Friday, December 7, 2018

Reflecting on My One Word

In a year of challenges and small triumphs, my one word, hope, journeyed with me. Sometimes, hope led me when I needed support. Other times hope lingered behind waiting for me to pause to notice new possibilities and routes to follow. Hope was there when I needed a listener and gave me the strength to wipe away tears. It brought me smiles and the confidence to forge ahead. 

Oftentimes, hope stayed in the background but there were many times it popped up to remind me of its commitment to guide me on my journey. I found hope in many places, in images, positive feelings, my grandbaby's smile, and small triumphs. Hope nudged me to stop worrying about what needed to be accomplished. It signaled me to relax in the presence of a new day but life has its way of causing interruptions and bringing uncertainties to the forefront. Meeting those challenges takes strength, faith, and hope.

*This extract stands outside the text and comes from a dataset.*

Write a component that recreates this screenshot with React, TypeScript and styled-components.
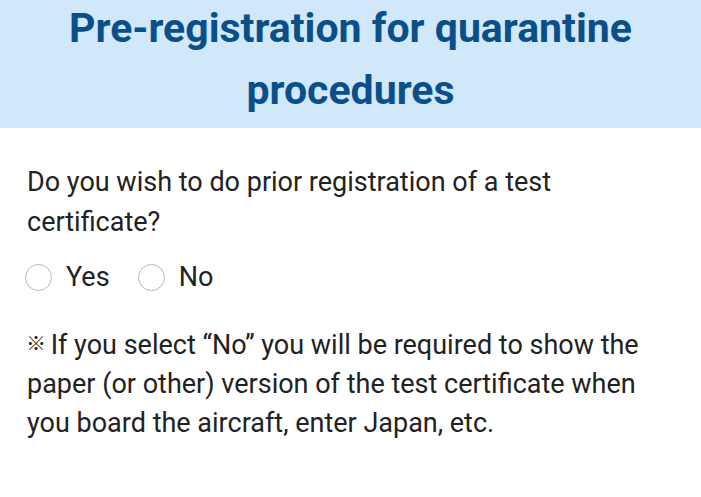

This week, I leaned on my one word to accomplish what I needed to do. There were doctor, dentist, and physical therapy visits, and also yoga classes to de-stress. Autumn decorations needed to be replaced by Christmas items. It seemed as if there was hardly any time to pause. I needed time to relax, write, and reflect. The opportunity came after another trying visit to the dentist. 

As I walked outside, I noticed the pond across the street. It called me to stop by. Granted it was very cold outside and I had many errands to run but I knew I would regret not pausing to catch my breath and observe nature. It was when I made the decision to stop that I realized hope was leading me toward the pond. There was a mass of ducks huddling together, probably trying to keep warm. All was peaceful on the pond. The ripples were gentle. I felt calm and relaxed taking photos of the scene until an intruder came in honking and flapping his wings. I started thinking, "Isn't that what happens in life?" Distractors are all around. 

For several days, I have been thinking about the pond and the photos I took. Then at the beginning of yoga today the teacher asked the class to think about the sounds that may be distracting us. She added that it is up to us to put aside the distractors and focus. I know that I have been distracted by interruptions and to do lists. I have questioned my ability to persevere. I called upon hope to become my support and I wrote as a cathartic act.



Hope continues to be present in my life as a gentle, supportive guide that exists in this world of challenges and triumphs. 




Life is fragile and uncertain but possibilities wait around the bend if we have faith


Tonight I join my writing friends at Irene Latham's blog for Spiritual Journey first Thursday. We are reflecting on how our spiritual journeys have been impacted and influenced by our one little word.